**What to do:**
Pick out each line below containing "this".

**Input material:**
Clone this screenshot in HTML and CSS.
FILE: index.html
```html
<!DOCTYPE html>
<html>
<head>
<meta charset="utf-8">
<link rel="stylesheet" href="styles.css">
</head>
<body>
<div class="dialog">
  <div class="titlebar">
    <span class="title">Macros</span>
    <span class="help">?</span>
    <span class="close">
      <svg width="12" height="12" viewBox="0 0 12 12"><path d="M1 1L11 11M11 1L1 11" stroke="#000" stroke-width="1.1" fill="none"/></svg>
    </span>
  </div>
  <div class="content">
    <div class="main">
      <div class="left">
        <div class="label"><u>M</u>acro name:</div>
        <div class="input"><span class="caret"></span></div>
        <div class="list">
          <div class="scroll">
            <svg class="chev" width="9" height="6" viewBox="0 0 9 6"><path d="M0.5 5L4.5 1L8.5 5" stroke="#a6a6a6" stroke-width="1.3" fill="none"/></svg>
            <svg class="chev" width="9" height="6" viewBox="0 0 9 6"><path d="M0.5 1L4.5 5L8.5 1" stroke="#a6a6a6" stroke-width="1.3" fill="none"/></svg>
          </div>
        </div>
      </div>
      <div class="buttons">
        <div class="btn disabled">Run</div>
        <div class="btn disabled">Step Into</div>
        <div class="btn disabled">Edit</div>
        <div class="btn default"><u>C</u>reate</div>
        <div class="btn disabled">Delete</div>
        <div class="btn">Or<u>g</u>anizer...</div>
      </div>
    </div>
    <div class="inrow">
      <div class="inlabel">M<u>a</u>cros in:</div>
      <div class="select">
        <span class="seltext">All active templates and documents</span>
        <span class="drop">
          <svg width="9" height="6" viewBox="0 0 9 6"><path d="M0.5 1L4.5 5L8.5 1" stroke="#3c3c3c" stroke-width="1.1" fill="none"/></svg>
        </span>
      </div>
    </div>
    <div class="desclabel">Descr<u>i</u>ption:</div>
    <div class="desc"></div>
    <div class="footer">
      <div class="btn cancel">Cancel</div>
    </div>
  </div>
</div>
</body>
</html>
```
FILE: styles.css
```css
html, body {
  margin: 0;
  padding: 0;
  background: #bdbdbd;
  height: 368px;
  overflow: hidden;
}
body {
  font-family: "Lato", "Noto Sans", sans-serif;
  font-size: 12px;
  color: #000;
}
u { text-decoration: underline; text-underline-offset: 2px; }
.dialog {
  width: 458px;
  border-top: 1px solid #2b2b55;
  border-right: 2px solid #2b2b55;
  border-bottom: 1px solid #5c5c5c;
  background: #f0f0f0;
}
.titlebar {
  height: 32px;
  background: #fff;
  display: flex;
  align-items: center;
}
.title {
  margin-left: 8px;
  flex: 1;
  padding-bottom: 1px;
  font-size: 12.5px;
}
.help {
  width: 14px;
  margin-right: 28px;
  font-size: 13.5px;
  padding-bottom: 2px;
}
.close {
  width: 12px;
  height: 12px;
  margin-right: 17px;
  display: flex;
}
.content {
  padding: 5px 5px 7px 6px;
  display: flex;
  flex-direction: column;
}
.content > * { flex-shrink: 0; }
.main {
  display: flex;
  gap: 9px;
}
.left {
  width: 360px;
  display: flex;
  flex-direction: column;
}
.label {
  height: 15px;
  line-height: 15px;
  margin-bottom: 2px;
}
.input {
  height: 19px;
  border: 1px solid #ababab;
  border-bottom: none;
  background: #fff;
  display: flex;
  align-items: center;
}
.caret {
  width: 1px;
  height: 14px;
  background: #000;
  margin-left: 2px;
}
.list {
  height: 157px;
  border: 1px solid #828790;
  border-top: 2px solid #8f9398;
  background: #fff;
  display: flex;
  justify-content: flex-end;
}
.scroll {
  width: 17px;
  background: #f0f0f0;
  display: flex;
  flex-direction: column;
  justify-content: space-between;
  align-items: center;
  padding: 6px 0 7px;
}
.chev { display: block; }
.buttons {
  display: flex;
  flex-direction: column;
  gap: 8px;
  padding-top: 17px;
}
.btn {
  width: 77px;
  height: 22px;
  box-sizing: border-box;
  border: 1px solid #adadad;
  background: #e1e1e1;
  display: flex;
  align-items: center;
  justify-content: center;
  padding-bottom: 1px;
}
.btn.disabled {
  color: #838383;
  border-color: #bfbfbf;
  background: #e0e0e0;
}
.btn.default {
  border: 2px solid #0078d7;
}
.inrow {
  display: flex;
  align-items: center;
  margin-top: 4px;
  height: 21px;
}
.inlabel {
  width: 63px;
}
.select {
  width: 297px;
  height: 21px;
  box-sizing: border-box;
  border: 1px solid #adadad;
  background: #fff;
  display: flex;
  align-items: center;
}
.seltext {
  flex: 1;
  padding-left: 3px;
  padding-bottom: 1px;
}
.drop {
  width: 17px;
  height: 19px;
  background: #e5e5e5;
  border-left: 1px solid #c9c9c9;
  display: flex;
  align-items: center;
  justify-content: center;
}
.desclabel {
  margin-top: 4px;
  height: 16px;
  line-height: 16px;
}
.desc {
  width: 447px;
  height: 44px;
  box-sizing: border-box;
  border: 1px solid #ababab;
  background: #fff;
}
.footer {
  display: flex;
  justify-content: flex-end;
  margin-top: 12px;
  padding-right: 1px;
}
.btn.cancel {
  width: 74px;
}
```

...

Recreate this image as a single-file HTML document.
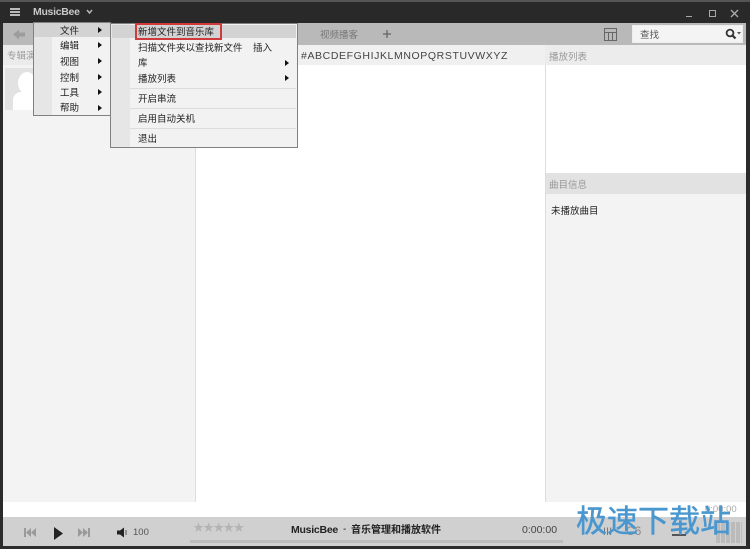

**Completed exercise:**
Clone this screenshot in HTML and CSS.
Recreate this image as a single-file HTML document.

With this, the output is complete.